I’ve seen better planning for a suburban bake sale than what we’re seeing for the largest sporting event on the planet. The fact that this confirmation came down just 55 days before the tournament starts is proof that they were hiding this until the last possible second. They knew the backlash would be fierce, and they were right. It’s a coward’s way to balance a budget.

If you're coming to Jersey for the games, my advice is simple: start walking now. Or buy a bike. Or maybe just rent a kayak and try to navigate the Hackensack River. Anything is better than handing over 150 bucks to an agency that couldn't find its own tracks with a flashlight and a map. This is New Jersey transit at its most 'Jersey'—aggressive, expensive, and completely unapologetic about it.

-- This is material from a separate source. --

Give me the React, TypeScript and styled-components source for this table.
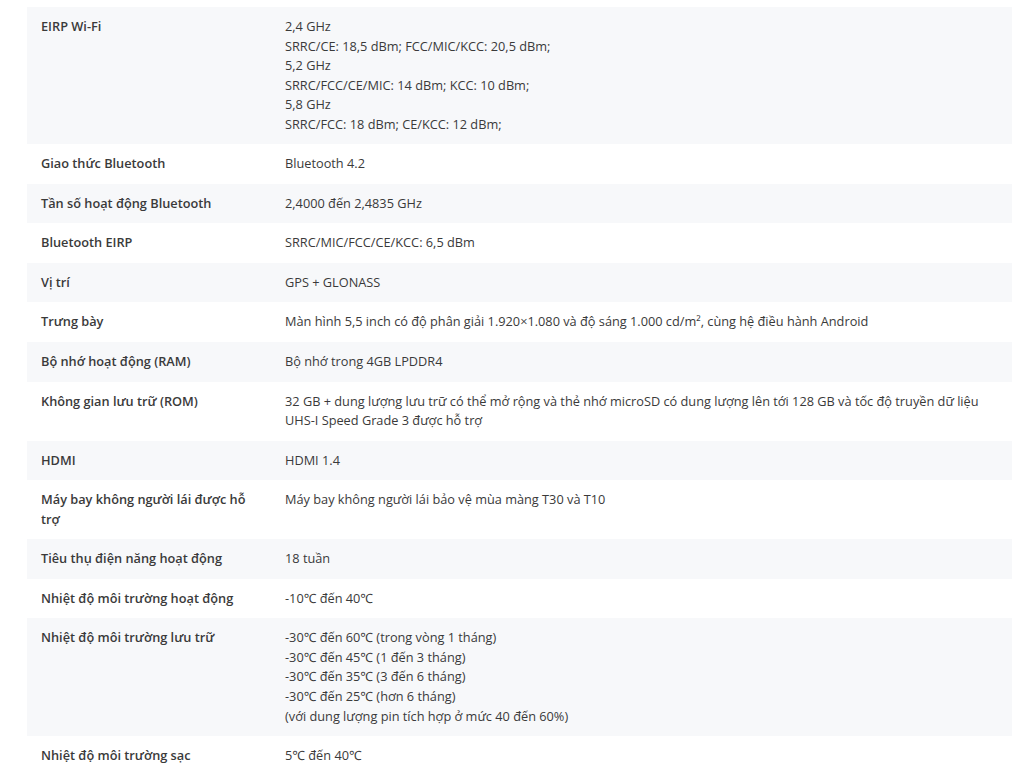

A Final Critical Observation

The most insulting part of this entire ordeal is the lack of transparency. There was no public comment period. there was no debate. Just a press release that essentially said 'Pay up or stay home.' It’s a failure of leadership from the Governor’s office down to the transit board. They had years to prepare for this. They knew the World Cup was coming. And yet, their only plan is a massive tax on the very people who make the tournament worth watching.

Don't be surprised if the trains are still delayed, the air conditioning still doesn't work, and the stations are still a mess. You’re not paying for a premium service; you’re paying for a massive organizational failure. Welcome to the World Cup in New Jersey. Bring your wallet, and leave your expectations at the door.